À cet égard, il est assez intéressant de remarquer que Laurence Parisot condamne la logique du bouc-émissaire après avoir montré ci-dessus qu’elle y contribuait elle-même en renvoyant l’existence de la controverse publique à quelques rares cas de pratiques scandaleuses. Cette contradiction illustre effectivement toute l’ambiguïté de cette « régulation » de la controverse publique par les scandales et la désignation de quelques têtes à couper (à prix d’or néanmoins). Une régulation qui permet, grâce à l’unanimité de la charge contre certains dirigeants, de ramener provisoirement l’ordre à l’intérieur d’une société divisée par ses contradictions, mais un ordre fragile et mensonger qui ne résout en rien les tensions mimétiques et égalitaires qui animent les acteurs de la controverse. Car si la mécanique du bouc-émissaire éteint la « demande de justice », elle ne règle pas, pour autant, ce qui fait le fond du problème : l’impossible définition de cette justice dans un cadre libéral.

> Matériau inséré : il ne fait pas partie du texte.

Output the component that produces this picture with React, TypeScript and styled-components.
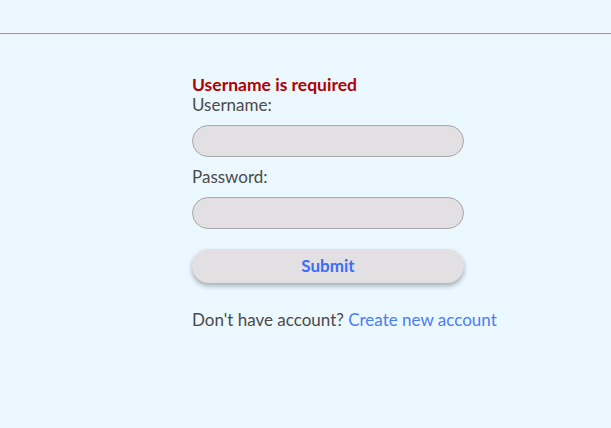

Ce qui permet de conclure ce chapitre en disant que la controverse sur la rémunération des dirigeants pourrait durer encore longtemps, sauf à ce que les acteurs commencent par s’approprier cette leçon talmudique que René Girard empreinte à Levinas pour rappeler que l’unanimité dans le jugement est suspecte en tant que telle et qu’un coupable désigné n’est pas forcément un coupable réel : « tout accusé qui fait contre lui l’unanimité de ses juges doit immédiatement être relâché. L’unanimité accusatrice est suspecte en tant que telle ! Elle suggère l’innocence de l’accusé » (Girard, 1978, p. 574).

Notes
69.

Dans « La route antique des hommes pervers », Girard compare les sorts réservés à Œdipe et Job pour montrer que la résistance du second, qui ne cesse d’opposer à ses juges l’inanité de leurs accusations, rend la mécanique sacrificielle beaucoup moins efficace que dans le cas d’Œdipe… qui se reconnaît pour sa part coupable. Il écrit ainsi la chose suivante : « Œdipe est un bouc-émissaire réussi, parce que toujours méconnu en tant que tel. Job est un bouc-émissaire manqué. Il détraque la mythologie qui devait le dévorer en maintenant son point de vue face à l’unanimité formidable qui se referme sur lui. En restant fidèle à sa vérité de victime, Job est vraiment ce héros de la connaissance qu’Œdipe n’est pas mais passe pour être aux yeux de la tradition philosophique » (Girard, 1985, p. 45).